Realistically it is always up to the DM to decide when to use encounter tables and when not to...
But yes there is a distinct difference between making something happen and leaving it to chance.
 

As a player: When I feel that my decisions doesn't matter. Compare with videogames:

Linear game where you are NOT railroaded: Mass Effect
Linear game where you are railroaded: Last of Us
 

If the only way to proceed is to

Solve the puzzle
Travel to the Well of Dragons
Defeat Tiamat (or her Summoners)

What to you is the effective difference between all of these? (if any)
Solve the puzzle is entirely on player ability, not character ability, in typical Old School cases, such as White Plume Mountain...
And "Tiamat or her summoners" is two potential routes, not one.
Having no clue what the Well of Dragons is, but assuming it a location, walk, fly, teleport, plane shift to the Ether and plane shift back after a very rapid trek... multiple ways to get there.
The typical puzzle has one correct solution.
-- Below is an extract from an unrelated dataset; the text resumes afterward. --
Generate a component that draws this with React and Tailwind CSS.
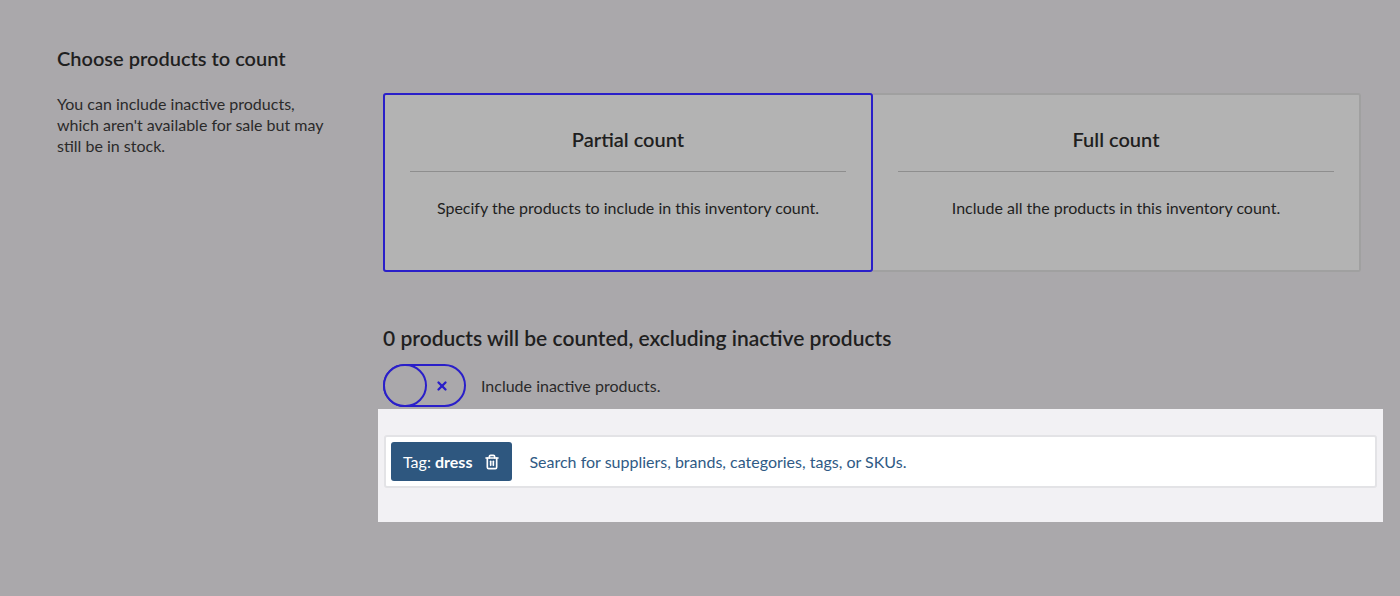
import { Trash2, X } from 'lucide-react'

export default function App() {
  return (
    <div className="min-h-screen bg-[#aaa8ab] font-[Lato,sans-serif] text-[#1f1f1f]">
      <div className="flex pt-[45px] pl-[57px] pr-[39px]">
        <div className="w-[326px] shrink-0">
          <h2 className="text-[20px] font-semibold leading-[26px]">Choose products to count</h2>
          <p className="mt-[22px] w-[275px] text-[16px] leading-[21px] text-[#2a2a2a]">
            You can include inactive products, which aren't available for sale but may still be in stock.
          </p>
        </div>
        <div className="flex-1">
          <div className="mt-[48px] flex h-[179px]">
            <div className="flex-1 rounded-[3px] border-2 border-[#2a1fc9] bg-[#b3b3b3] px-[25px] text-center">
              <div className="pt-[31px] text-[20px] font-semibold leading-[26px]">Partial count</div>
              <div className="mt-[19px] border-t border-[#8e8e8e]" />
              <div className="mt-[25px] text-[16px] leading-[21px]">Specify the products to include in this inventory count.</div>
            </div>
            <div className="flex-1 rounded-r-[3px] border-2 border-l-0 border-[#a0a0a0] bg-[#b3b3b3] px-[25px] text-center">
              <div className="pt-[31px] text-[20px] font-semibold leading-[26px]">Full count</div>
              <div className="mt-[19px] border-t border-[#8e8e8e]" />
              <div className="mt-[25px] text-[16px] leading-[21px]">Include all the products in this inventory count.</div>
            </div>
          </div>
          <h3 className="mt-[52px] text-[21px] font-semibold leading-[28px]">0 products will be counted, excluding inactive products</h3>
          <div className="mt-[12px] flex items-center gap-[15px]">
            <div className="relative h-[43px] w-[83px] rounded-full border-2 border-[#2a1fc9]">
              <div className="absolute -left-[2px] -top-[2px] h-[43px] w-[44px] rounded-full border-2 border-[#2a1fc9] bg-[#aaa8ab]" />
              <X className="absolute right-[15px] top-[13px] text-[#2a1fc9]" size={14} strokeWidth={4} />
            </div>
            <span className="text-[16px] text-[#2a2a2a]">Include inactive products.</span>
          </div>
          <div className="-mx-[5px] mr-[-22px] mt-[2px] bg-[#f2f1f4] px-[6px] pb-[34px] pt-[26px]">
            <div className="flex h-[53px] items-center rounded-[3px] border-2 border-[#e3e3e6] bg-white pl-[5px]">
              <div className="flex h-[39px] items-center gap-[12px] rounded-[3px] bg-[#2e577f] px-[12px] text-[16px] text-white">
                <span>Tag: <b className="font-bold">dress</b></span>
                <Trash2 size={16} strokeWidth={2.5} />
              </div>
              <span className="ml-[17px] text-[16px] text-[#2f5a85]">Search for suppliers, brands, categories, tags, or SKUs.</span>
            </div>
          </div>
        </div>
      </div>
    </div>
  )
}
Most riddles one, or sometimes two, solutions.
 

In the end of the day, everything is player ability. My character might be brilliant tactician and expert in small unit tactics, but if we, as a players, go every encounter guns blazing Leroy Jenkins, sooner or later we'll hit encounter that can't be brute forced. On the other hand, skilled players can use their character abilities in such a ways that they can punch way above their pay grade.
 

As a player: When I feel that my decisions doesn't matter. Compare with videogames:

Linear game where you are NOT railroaded: Mass Effect
Linear game where you are railroaded: Last of Us
George Lucas wrote Star Wars. The characters have no choice but to go along the rails he already laid. Is Star Wars a railroad? I don’t think so. I don’t think many do. Star Wars is a story and stories are not railroads. Most games try to tell stories about specific characters, places and events. They typically give players some limited choices and have them play through the story to progress. In that sense I don’t think you can view games trying to tell stories as railroads.

The key differentiator seems to be whether the game is supposed to tell such a predefined story or not. If not then It’s probably railroading if such a story is forced. But just like with Star Wars or God of War, if a story is expected it’s not a railroad to tell it.